University of California, USA

Title: Dynamic assessment of binocular coordination and functional implications


Erik Viirre completed his Ph.D. in 1987 and his M.D. in 1988 at the University of Western Ontario. He did a fellowship in Neurology and Ophthalmology at UCLA in 1994-5. He was a senior Scientist at the Human Interface Technology Laboratory at the University of Washington and at the Naval Health Research Center in San Diego. He is a Professor in Neurosciences, Surgery and Cognitive Sciences at the University of California, San Diego where he practices Neurotology. Dr Viirre has had research funding from NIH, NSF, DARPA, ONR, NASA and other sources. He has over 60 publications and 5 patents.

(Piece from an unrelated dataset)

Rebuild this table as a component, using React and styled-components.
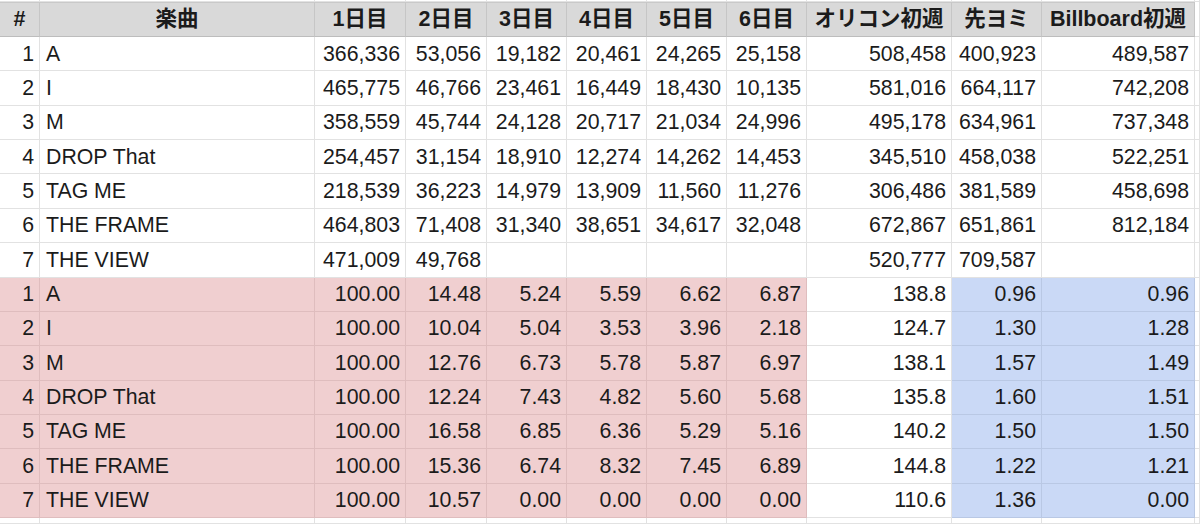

Assessment of binocular alignment has classically been done statically. Eye positions are assessed in primary position and at eccentric angles to interpret the functional status of the oculomotor nerves and muscles. However, assessment of dynamic eye alignment, the coordination of the eyes during eye movements, has been less commonly carried out. Clinicians are aware of slow eye movement dynamic alignment changes, such as observed in Intranuclear Ophthalomoplegia, but assessment of eye alignment during rapid eye movements, such as saccades has not been part of neuro-ophthalmologic assessment. With the advent of inexpensive, high resolution recording systems, both eyes can be simultaneously recorded and dynamically compared. A critical issue with eye recording is calibration of recording systems, to ensure reliable velocity assessments and to determine eyein- head angle and gaze angle. Our previous research with carefully calibrated implanted search coils demonstrated the operations of adaptation systems for binocular alignment (Viirre, 1987). The adaptation system appears to rapidly correct misalignment and velocity mismatches, but is limited in the magnitude of disparity that can be corrected. More recent research in humans (Viirre, 2005) has demonstrated increased variability of binocular coordination during divided attention. Variability is an interesting statistic that can be sensitively assessed without extensive recalibration procedures during recording over long intervals. Variability can be used as a robust eye movement parameter. It is proposed that population studies of binocular coordination be used to determine neurologic norms so that conditions such as brain injury, migraine and other neurologic conditions be assessed with a functional tool.